What would you recommend as a "starter project" to help somebody inexperienced get better at ROMHacking the GBA games?

Title says it all… I think.

1 Like

Make something you actually want to make, that will motivate you to learn and push through the barriers you’ll inevitably encounter. If you want it badly enough, you’ll make it happen.

15 Likes

I agree with Parrhesia here. Feel free to go ham. We welcome all forms of hacks whether its short or long, ambitious or simple, etc. I mean I am still working on my first hack still here! And yet I am having a blast just because I update on a chapter per chapter basis slowly upping my game each chapter.

Just remember to take it easy, learn as you go, and have fun cuz what’s the point of making something you dont enjoy? :grin:

4 Likes

make some simple maps, like it could just be field tiles, and play around with what you can do on them. i think experimentation is the key. they don’t even have to be fully functional maps. just doing basic stuff gives you ideas for more ambitious things.

7 Likes

Id actually recommend to start a short hack.

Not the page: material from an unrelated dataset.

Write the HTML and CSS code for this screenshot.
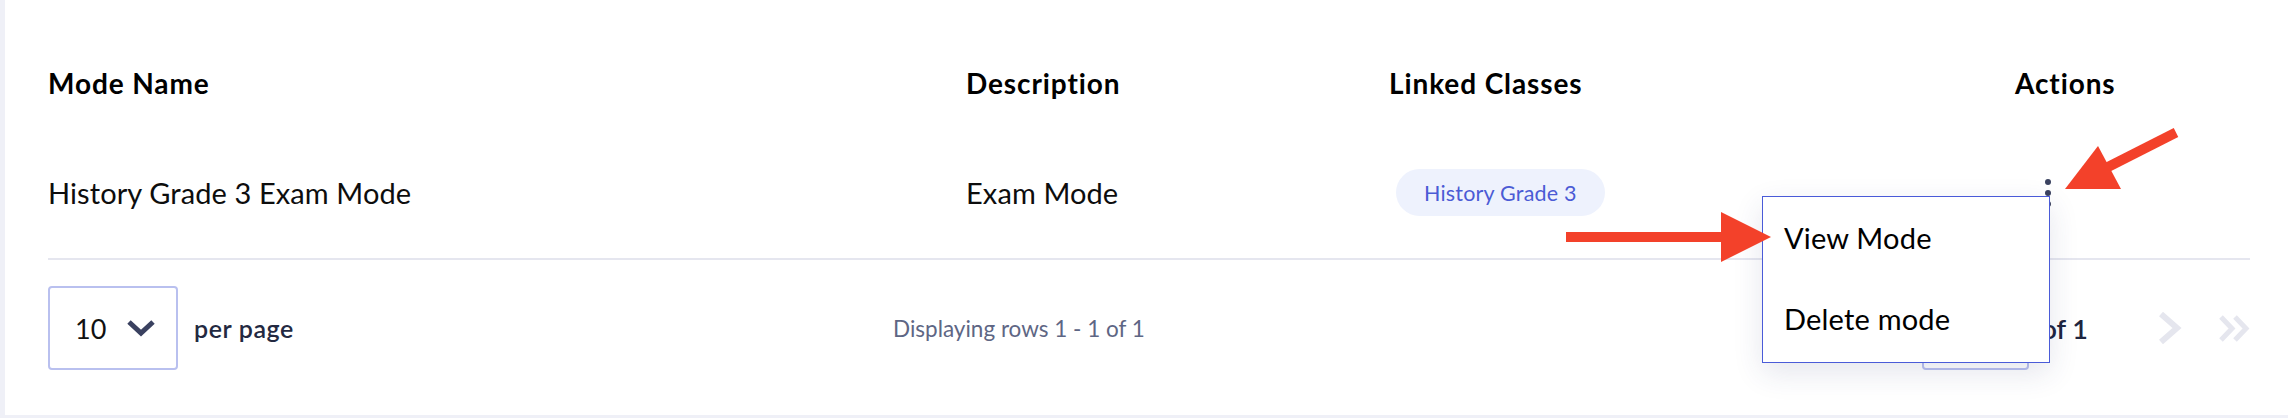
FILE: index.html
```html
<!DOCTYPE html>
<html>
<head>
<meta charset="utf-8">
<link rel="stylesheet" href="styles.css">
</head>
<body>
<div class="card">
  <div class="table">
    <div class="row head">
      <div class="cell">Mode Name</div>
      <div class="cell">Description</div>
      <div class="cell">Linked Classes</div>
      <div class="cell">Actions</div>
    </div>
    <div class="row body">
      <div class="cell">History Grade 3 Exam Mode</div>
      <div class="cell">Exam Mode</div>
      <div class="cell"><span class="pill">History Grade 3</span></div>
      <div class="cell actions">
        <div class="kebab">
          <span class="dot"></span><span class="dot"></span><span class="dot"></span>
          <div class="menu">
            <div class="menu-item">View Mode</div>
            <div class="menu-item">Delete mode</div>
          </div>
        </div>
      </div>
    </div>
  </div>
  <div class="footer">
    <div class="per-page">
      <div class="select">
        <span class="select-val">10</span>
        <svg class="select-chev" width="30" height="18" viewBox="0 0 30 18"><polyline points="3,3 15,14 27,3" fill="none" stroke="#3a4160" stroke-width="5"/></svg>
      </div>
      <span class="per-label">per page</span>
    </div>
    <div class="count">Displaying rows 1 - 1 of 1</div>
    <div class="pager">
      <div class="page-box">1</div>
      <span class="of">of 1</span>
      <svg class="next" width="24" height="32" viewBox="0 0 24 32"><polyline points="3,2 19,16 3,30" fill="none" stroke="#e5e6ee" stroke-width="6"/></svg>
      <svg class="last" width="31" height="27" viewBox="0 0 31 27"><polyline points="2,2 13,13.5 2,25" fill="none" stroke="#e5e6ee" stroke-width="5"/><polyline points="16,2 27,13.5 16,25" fill="none" stroke="#e5e6ee" stroke-width="5"/></svg>
    </div>
  </div>
</div>
<svg class="annot" width="2288" height="418" viewBox="0 0 2288 418">
  <rect x="1566" y="232" width="157" height="10" fill="#f3412a"/>
  <polygon points="1721,212 1771,237 1721,262" fill="#f3412a"/>
  <line x1="2176" y1="132.5" x2="2106" y2="168" stroke="#f3412a" stroke-width="10"/>
  <polygon points="2065,189 2098,146 2121,189" fill="#f3412a"/>
</svg>
</body>
</html>
```

FILE: styles.css
```css
html, body {
  margin: 0;
  padding: 0;
}
body {
  width: 2288px;
  height: 418px;
  background: #eff0f7;
  font-family: "Lato", "Noto Sans", sans-serif;
  color: #0d0d0d;
  position: relative;
  overflow: hidden;
}
.card {
  margin-left: 5px;
  height: 415px;
  background: #ffffff;
  box-sizing: border-box;
  padding: 39px 38px 0 43px;
}
.row {
  display: grid;
  grid-template-columns: 918px 423px 626px 1fr;
  align-items: center;
}
.row.head {
  height: 88px;
  font-weight: 700;
  font-size: 28px;
  letter-spacing: 0.9px;
  color: #000;
}
.row.body {
  height: 131px;
  border-bottom: 2px solid #e5e6ef;
  font-size: 29px;
  letter-spacing: 0.1px;
}
.pill {
  display: inline-flex;
  align-items: center;
  height: 47px;
  padding: 0 28px;
  margin-left: 7px;
  border-radius: 24px;
  background: #eef2fd;
  color: #4b5bd5;
  font-size: 21.5px;
  letter-spacing: 0.2px;
}
.actions {
  display: flex;
}
.kebab {
  position: relative;
  margin-left: 30px;
  display: flex;
  flex-direction: column;
  gap: 5px;
  width: 6px;
}
.dot {
  width: 6px;
  height: 6px;
  border-radius: 50%;
  background: #3b4260;
}
.menu {
  position: absolute;
  top: 17px;
  right: 1px;
  width: 288px;
  height: 167px;
  box-sizing: border-box;
  border: 1px solid #4a5bd8;
  background: #fff;
  box-shadow: 0 10px 28px rgba(40, 50, 110, 0.12);
  display: flex;
  flex-direction: column;
  padding-bottom: 2px;
  z-index: 5;
}
.menu-item {
  flex: 1;
  display: flex;
  align-items: center;
  padding-left: 21px;
  font-size: 29px;
  letter-spacing: 0.2px;
  color: #000;
}
.footer {
  display: grid;
  grid-template-columns: 845px 1fr auto;
  align-items: center;
  padding: 26px 0 44px;
}
.per-page {
  display: flex;
  align-items: center;
}
.select {
  width: 130px;
  height: 84px;
  box-sizing: border-box;
  border: 2px solid #b9c0ef;
  border-radius: 4px;
  display: flex;
  align-items: center;
  padding-left: 25px;
  gap: 20px;
}
.select-val {
  font-size: 27px;
  color: #111;
}
.per-label {
  margin-left: 16px;
  font-size: 25px;
  font-weight: 600;
  color: #232941;
  letter-spacing: 0.6px;
}
.count {
  font-size: 22.5px;
  color: #5e6684;
  letter-spacing: 0px;
}
.pager {
  display: flex;
  align-items: center;
}
.page-box {
  width: 107px;
  height: 84px;
  box-sizing: border-box;
  border: 2px solid #b9c0ef;
  border-radius: 4px;
  display: flex;
  align-items: center;
  justify-content: center;
  font-size: 26px;
  color: #1e2540;
}
.of {
  margin-left: 12px;
  font-size: 27px;
  font-weight: 600;
  color: #1e2540;
}
.next {
  margin-left: 70px;
}
.last {
  margin-left: 37px;
}
.annot {
  position: absolute;
  top: 0;
  left: 0;
  pointer-events: none;
  z-index: 10;
}
```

Im still at my first hack 5 years into hacking. I enjoy it, but it resulted in doing the start all over again and to this day I learn new things. A small hack teaches you a lot like unit placement, map editing, customization of the characters and a lot more.

2 Likes

I’m on my first big hack and I’ve been working on it for almost 2 years now.

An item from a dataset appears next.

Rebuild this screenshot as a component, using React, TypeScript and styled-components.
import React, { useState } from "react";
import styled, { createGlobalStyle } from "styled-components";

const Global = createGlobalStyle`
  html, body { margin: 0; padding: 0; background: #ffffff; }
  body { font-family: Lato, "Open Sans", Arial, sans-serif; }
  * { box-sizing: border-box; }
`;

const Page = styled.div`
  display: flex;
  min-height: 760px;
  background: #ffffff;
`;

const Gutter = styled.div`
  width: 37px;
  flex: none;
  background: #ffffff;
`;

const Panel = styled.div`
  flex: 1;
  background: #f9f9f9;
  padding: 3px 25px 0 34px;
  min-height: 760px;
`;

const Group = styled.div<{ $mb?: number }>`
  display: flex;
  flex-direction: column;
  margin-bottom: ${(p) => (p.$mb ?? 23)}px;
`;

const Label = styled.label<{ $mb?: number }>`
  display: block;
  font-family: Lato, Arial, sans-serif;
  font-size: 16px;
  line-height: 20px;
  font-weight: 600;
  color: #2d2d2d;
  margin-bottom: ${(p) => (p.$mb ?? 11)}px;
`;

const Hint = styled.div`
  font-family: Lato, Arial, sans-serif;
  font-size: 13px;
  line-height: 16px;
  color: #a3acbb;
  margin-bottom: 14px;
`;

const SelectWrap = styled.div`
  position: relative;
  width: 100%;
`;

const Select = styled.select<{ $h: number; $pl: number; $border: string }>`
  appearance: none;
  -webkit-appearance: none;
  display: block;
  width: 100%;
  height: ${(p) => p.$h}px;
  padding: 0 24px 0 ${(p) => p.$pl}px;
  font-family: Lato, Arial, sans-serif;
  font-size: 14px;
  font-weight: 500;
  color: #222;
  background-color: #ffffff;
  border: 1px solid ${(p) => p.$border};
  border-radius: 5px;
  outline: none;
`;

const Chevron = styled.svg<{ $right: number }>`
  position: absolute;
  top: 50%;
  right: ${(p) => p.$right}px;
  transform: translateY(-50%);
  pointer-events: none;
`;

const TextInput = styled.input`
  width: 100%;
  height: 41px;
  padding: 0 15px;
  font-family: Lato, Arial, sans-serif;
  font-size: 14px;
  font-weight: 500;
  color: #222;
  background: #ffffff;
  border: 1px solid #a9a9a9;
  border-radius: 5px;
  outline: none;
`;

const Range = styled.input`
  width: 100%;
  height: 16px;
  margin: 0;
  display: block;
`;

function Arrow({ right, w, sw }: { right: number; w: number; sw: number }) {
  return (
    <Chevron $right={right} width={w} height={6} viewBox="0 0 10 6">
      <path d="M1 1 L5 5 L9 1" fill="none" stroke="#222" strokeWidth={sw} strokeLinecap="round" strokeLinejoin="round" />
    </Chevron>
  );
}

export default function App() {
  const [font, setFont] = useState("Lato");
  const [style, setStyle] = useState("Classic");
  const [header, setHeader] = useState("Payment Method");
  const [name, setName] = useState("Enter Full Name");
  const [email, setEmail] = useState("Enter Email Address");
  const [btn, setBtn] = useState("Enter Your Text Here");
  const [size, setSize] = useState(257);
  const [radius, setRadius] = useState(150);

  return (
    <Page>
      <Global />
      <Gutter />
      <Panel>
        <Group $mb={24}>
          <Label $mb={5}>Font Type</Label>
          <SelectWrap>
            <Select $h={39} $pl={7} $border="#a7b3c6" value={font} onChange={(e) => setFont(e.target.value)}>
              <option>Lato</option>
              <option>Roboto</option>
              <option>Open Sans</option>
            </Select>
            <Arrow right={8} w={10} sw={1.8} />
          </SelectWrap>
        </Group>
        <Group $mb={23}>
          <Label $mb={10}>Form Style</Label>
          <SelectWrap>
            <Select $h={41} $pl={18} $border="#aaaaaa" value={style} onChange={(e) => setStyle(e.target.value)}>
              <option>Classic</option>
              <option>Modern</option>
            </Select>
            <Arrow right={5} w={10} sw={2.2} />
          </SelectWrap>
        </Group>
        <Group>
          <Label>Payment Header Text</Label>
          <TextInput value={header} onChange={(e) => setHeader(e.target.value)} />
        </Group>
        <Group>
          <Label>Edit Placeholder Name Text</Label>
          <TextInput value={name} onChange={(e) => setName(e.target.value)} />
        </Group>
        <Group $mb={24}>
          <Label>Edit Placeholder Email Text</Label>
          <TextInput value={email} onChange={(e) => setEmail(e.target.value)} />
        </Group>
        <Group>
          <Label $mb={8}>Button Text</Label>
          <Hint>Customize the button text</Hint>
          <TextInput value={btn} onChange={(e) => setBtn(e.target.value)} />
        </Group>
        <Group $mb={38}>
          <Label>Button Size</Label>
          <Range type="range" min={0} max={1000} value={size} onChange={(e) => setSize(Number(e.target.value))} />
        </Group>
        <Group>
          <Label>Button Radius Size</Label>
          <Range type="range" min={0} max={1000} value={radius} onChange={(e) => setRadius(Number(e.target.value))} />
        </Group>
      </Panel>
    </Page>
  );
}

It’s definitely hard. One thing I did find really fun to do is make animations. They take a while to make but it is a nice skill to learn.

Starting “small” is a trap.

It’s built on the idea that you can learn the tools enough so that you’re ready for “your real project” afterwards (whatever that means). In truth, you’ll be learning as you go on the 2nd project anyway so the first one isn’t really doing anything for you.

Just start making whatever you want to make and if you end up changing the plan that’s perfectly normal; in all likelihood you will, that’s both great and expected. Learning as you go means you improve as you go.

At some point you may reevaluate and decide that you don’t need 43 chapters + 8 gaidens to tell the story you want to tell; or you may feel the desire to go back and revise your maps/portraits/etc. as your standards have increased with experience; or you might end up coming the conclusion at some point that the best thing for your project is to overhaul it completely (as I and many others have done). A lot of the biggest named hacks out there started as dog water but through feedback and grit they improved into what they are today.

All that being said, first and foremost this is a hobby. Do whatever you find fun.

Happy hacking.

10 Likes

Take FE8 and replace the characters with ones from other FE games (or your own imagining). You could change the music, add new classes or adjust those already existing. Use eventing to combine Ephraim and Eirika’s routes. I did exactly this. Just please, do not release it. Nobody likes FE8 reskins and it will likely be shoddy, unbalanced, have skill bloat if using skill system, be approaching 30mb in size from mismanagement, and you will not be able to remember and credit all the assets you used.

And why does this site auto-correct “reskins” by adding a d to it? That could get someone accidentally banned!

4 Likes

I wish I had more wisdom here, but having a learning plan might help. Like, in my first one I messed with pretty much everything but the chapters/story side of things, and even in regards to unit placement and map editing I kept it light. But that was with the full intent of just being a rebalance of FE7.

The next step to that would probably be to cover things not dealt with in the first project. Maybe you didn’t touch items and unit stats the first time because you were working with events and map design, I dunno. :person_shrugging:

Or maybe you’re like me, because to be honest, I’d almost rather just do balancing and/or map design than trying to make up entire scenarios. It’s not like I think my writing is atrocious, but it’s certainly not my forte, and I don’t find it as… engaging and fun? (Arguably, some may think balancing isn’t either, but hey, what do you do? :upside_down_face:)

2 Likes

Focus on learning how builder works and make a simple but engaging first chapter. It doesn’t have to end up being a chapter you use in a future project but it should be focused on you pushing yourself to learn things that aren’t covered in Vesly’s tutorial (though you should go watch that) so that you’re used to exploring things on your own.

4 Likes

Make a map

Edit some character stats

Write custom events and complete a playable chapter.

From there you’re ready to try anything.